### WHAT YOU HAVE TO DO
Scan the entries below. List each line with "this".

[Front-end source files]
•••••
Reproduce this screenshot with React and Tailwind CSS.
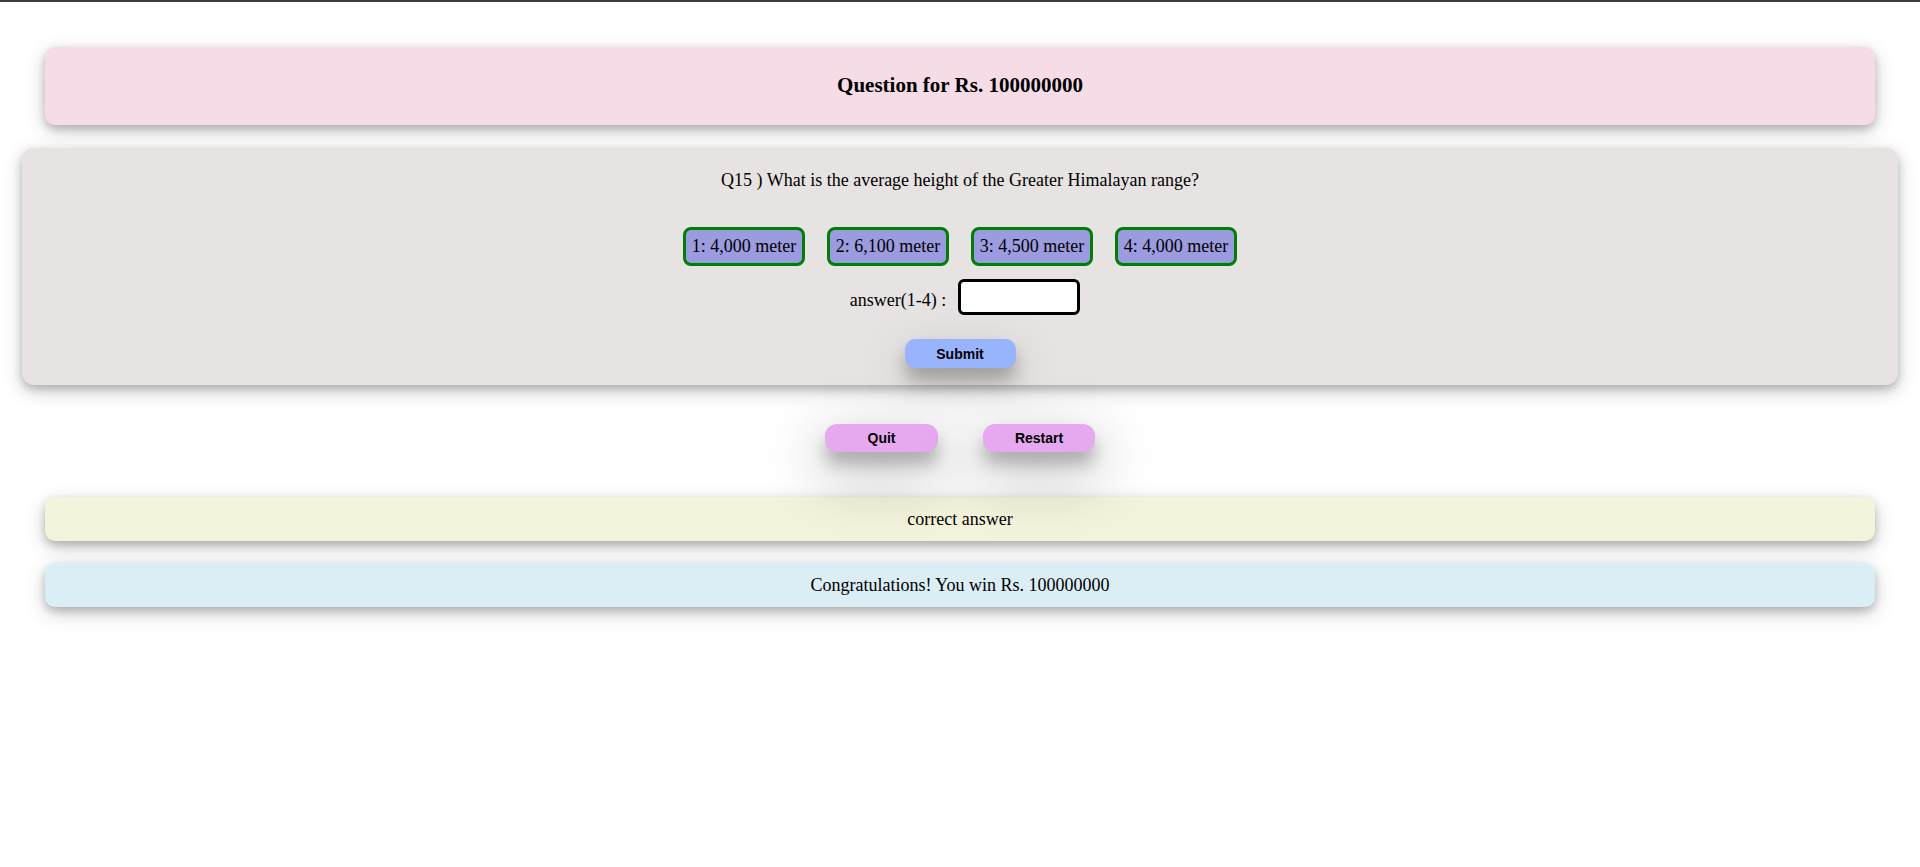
import React from "react";

const options = ["1: 4,000 meter", "2: 6,100 meter", "3: 4,500 meter", "4: 4,000 meter"];

const serif = "font-['Liberation_Serif','Times_New_Roman',serif]";
const sans = "font-['Liberation_Sans',Arial,sans-serif]";
const boxShadow = "shadow-[0_4px_8px_0_rgba(0,0,0,0.2),0_6px_20px_0_rgba(0,0,0,0.19)]";
const submitShadow = "shadow-[0_12px_16px_0_rgba(0,0,0,0.24),0_17px_50px_0_rgba(0,0,0,0.19)]";
const btnShadow = "shadow-[0_12px_16px_0_rgba(0,0,0,0.24),0_20px_60px_10px_rgba(0,0,0,0.2)]";

export default function App() {
  return (
    <div className={`min-h-screen w-full bg-white text-black ${serif}`}>
      <div className="h-[2px] w-full bg-[#3c3c3c]" />

      <div className={`mx-[45px] mt-[45px] h-[78px] rounded-[10px] bg-[#f5dce6] flex items-center justify-center ${boxShadow}`}>
        <h3 className="text-[21px] font-bold">Question for Rs. 100000000</h3>
      </div>

      <div className={`mx-[22px] mt-[23px] rounded-[12px] bg-[#e7e3e2] pt-[22px] pb-[17px] flex flex-col items-center ${boxShadow}`}>
        <p className="text-[18px] leading-[20px]">
          Q15 ) What is the average height of the Greater Himalayan range?
        </p>

        <div className="mt-[37px] flex gap-[22px]">
          {options.map((opt) => (
            <div
              key={opt}
              className="h-[39px] w-[122px] rounded-[8px] border-[3px] border-[#008000] bg-[#9b9be0] flex items-center justify-center text-[18px]"
            >
              {opt}
            </div>
          ))}
        </div>

        <div className="mt-[13px] pl-[10px] flex items-center gap-[12px]">
          <label className="text-[18px] pt-[6px]">answer(1-4) :</label>
          <input
            type="text"
            className="relative z-10 h-[36px] w-[122px] rounded-[6px] border-[3px] border-black bg-white outline-none"
          />
        </div>

        <button
          type="button"
          className={`mt-[24px] h-[29px] w-[111px] rounded-[10px] bg-[#99b4ff] pt-[1px] text-[14px] font-bold ${sans} ${submitShadow}`}
        >
          Submit
        </button>
      </div>

      <div className="mt-[39px] flex justify-center gap-[45px]">
        <button
          type="button"
          className={`h-[28px] w-[113px] rounded-[12px] bg-[#e6a8ee] text-[14px] font-bold ${sans} ${btnShadow}`}
        >
          Quit
        </button>
        <button
          type="button"
          className={`h-[28px] w-[112px] rounded-[12px] bg-[#e6a8ee] text-[14px] font-bold ${sans} ${btnShadow}`}
        >
          Restart
        </button>
      </div>

      <div className={`mx-[45px] mt-[45px] h-[44px] rounded-[10px] bg-[#f4f4dc] flex items-center justify-center text-[18px] ${boxShadow}`}>
        correct answer
      </div>

      <div className={`mx-[45px] mt-[22px] h-[44px] rounded-[10px] bg-[#dbedf5] flex items-center justify-center text-[18px] ${boxShadow}`}>
        Congratulations! You win Rs. 100000000
      </div>
    </div>
  );
}
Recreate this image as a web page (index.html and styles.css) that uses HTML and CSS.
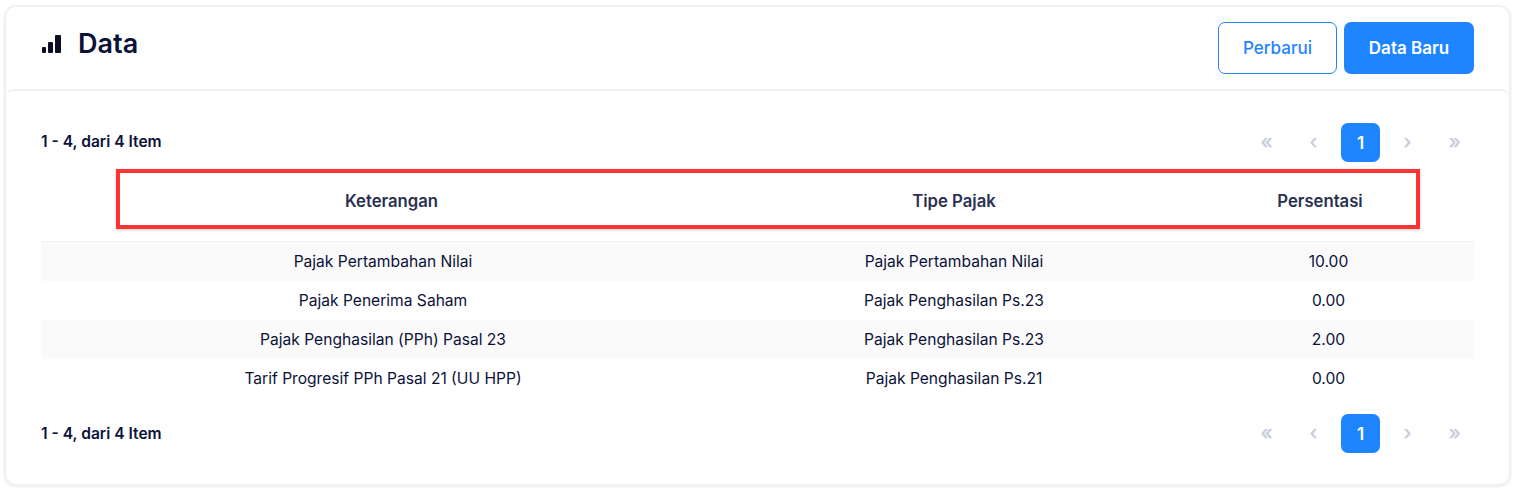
FILE: index.html
```html
<!DOCTYPE html>
<html lang="en">
  <head>
    <meta charset="UTF-8" />
    <title>Data</title>
    <link rel="stylesheet" href="styles.css">
  </head>
  <body>
    <div class="card">
      <div class="card-header">
        <div class="card-title">
          <svg class="title-icon" width="19" height="18" viewBox="0 0 19 18">
            <rect x="0" y="12" width="4" height="6" rx="1" />
            <rect x="6" y="7" width="5" height="11" rx="1" />
            <rect x="13" y="0" width="6" height="18" rx="1" />
          </svg>
          <h1>Data</h1>
        </div>
        <div class="actions">
          <button class="btn btn-outline">Perbarui</button>
          <button class="btn btn-primary">Data Baru</button>
        </div>
      </div>
      <div class="card-body">
        <div class="pager-row">
          <span class="total">1 - 4, dari 4 Item</span>
          <div class="pager">
            <span class="page">«</span>
            <span class="page">‹</span>
            <span class="page active">1</span>
            <span class="page">›</span>
            <span class="page">»</span>
          </div>
        </div>
        <div class="table-head">
          <div class="head-cell">Keterangan</div>
          <div class="head-cell">Tipe Pajak</div>
          <div class="head-cell">Persentasi</div>
        </div>
        <div class="table-rows">
          <div class="row">
            <div>Pajak Pertambahan Nilai</div>
            <div>Pajak Pertambahan Nilai</div>
            <div>10.00</div>
          </div>
          <div class="row">
            <div>Pajak Penerima Saham</div>
            <div>Pajak Penghasilan Ps.23</div>
            <div>0.00</div>
          </div>
          <div class="row">
            <div>Pajak Penghasilan (PPh) Pasal 23</div>
            <div>Pajak Penghasilan Ps.23</div>
            <div>2.00</div>
          </div>
          <div class="row">
            <div>Tarif Progresif PPh Pasal 21 (UU HPP)</div>
            <div>Pajak Penghasilan Ps.21</div>
            <div>0.00</div>
          </div>
        </div>
        <div class="pager-row pager-bottom">
          <span class="total">1 - 4, dari 4 Item</span>
          <div class="pager">
            <span class="page">«</span>
            <span class="page">‹</span>
            <span class="page active">1</span>
            <span class="page">›</span>
            <span class="page">»</span>
          </div>
        </div>
      </div>
    </div>
  </body>
</html>
```

FILE: styles.css
```css
* {
  box-sizing: border-box;
}

body {
  margin: 0;
  padding: 5px 7px 4px 4px;
  background-color: #fff;
  font-family: Inter, "Liberation Sans", sans-serif;
  color: #0b1238;
}

.card {
  height: 481px;
  border: 2px solid #f1f1f3;
  border-radius: 12px;
  box-shadow: 0 1px 3px rgba(0, 0, 0, 0.08);
}

.card-header {
  display: flex;
  justify-content: space-between;
  height: 82px;
  padding: 15px 35px 0;
}

.card-title {
  display: flex;
  align-items: flex-start;
  padding: 5px 0 0 1px;
}

.title-icon {
  margin: 8px 17px 0 0;
  fill: #0b0f24;
}

h1 {
  margin: 0;
  font-size: 27px;
  line-height: 34px;
  font-weight: 600;
}

.actions {
  display: flex;
  gap: 7px;
}

.btn {
  height: 52px;
  border-radius: 7px;
  font-family: inherit;
  font-size: 17px;
  font-weight: 500;
}

.btn-outline {
  width: 119px;
  background-color: #fff;
  border: 1px solid #1e85ff;
  color: #1e85ff;
}

.btn-primary {
  width: 130px;
  background-color: #1e85ff;
  border: none;
  color: #fff;
  font-weight: 600;
}

.card-body {
  padding: 32px 35px 0;
  border-top: 2px solid #f1f1f3;
  border-radius: 8px 8px 0 0;
}

.pager-row {
  display: flex;
  justify-content: space-between;
  align-items: center;
}

.pager-bottom {
  margin-top: 16px;
}

.total {
  margin-top: -2px;
  font-size: 15.6px;
  font-weight: 600;
}

.pager-bottom .total {
  margin-top: 0;
}

.pager {
  display: flex;
  gap: 8px;
}

.page {
  display: flex;
  align-items: center;
  justify-content: center;
  width: 39px;
  height: 39px;
  padding-bottom: 2px;
  border-radius: 7px;
  color: #c9cde0;
  font-size: 20px;
  font-weight: 600;
}

.page.active {
  padding-bottom: 0;
  background-color: #1e85ff;
  color: #fff;
  font-size: 17px;
  font-weight: 600;
}

.table-head {
  display: grid;
  grid-template-columns: 543px 582px 150px;
  align-items: center;
  height: 60px;
  padding-top: 4px;
  margin: 7px 54px 12px 75px;
  border: 4px solid #ff3333;
  box-shadow: 0 1px 3px rgba(0, 0, 0, 0.2);
  font-size: 16.7px;
  font-weight: 600;
  color: #2a3050;
  text-align: center;
}

.table-rows {
  border-top: 1px solid #f1f1f3;
}

.row {
  display: grid;
  grid-template-columns: 684px 458px 291px;
  align-items: center;
  height: 39px;
  font-size: 15.6px;
  text-align: center;
}

.row:nth-child(odd) {
  background-color: #fafafa;
}
```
•••••
### WRITTEN SOLUTION
Reproduce this screenshot with React and Tailwind CSS.
Recreate this image as a web page (index.html and styles.css) that uses HTML and CSS.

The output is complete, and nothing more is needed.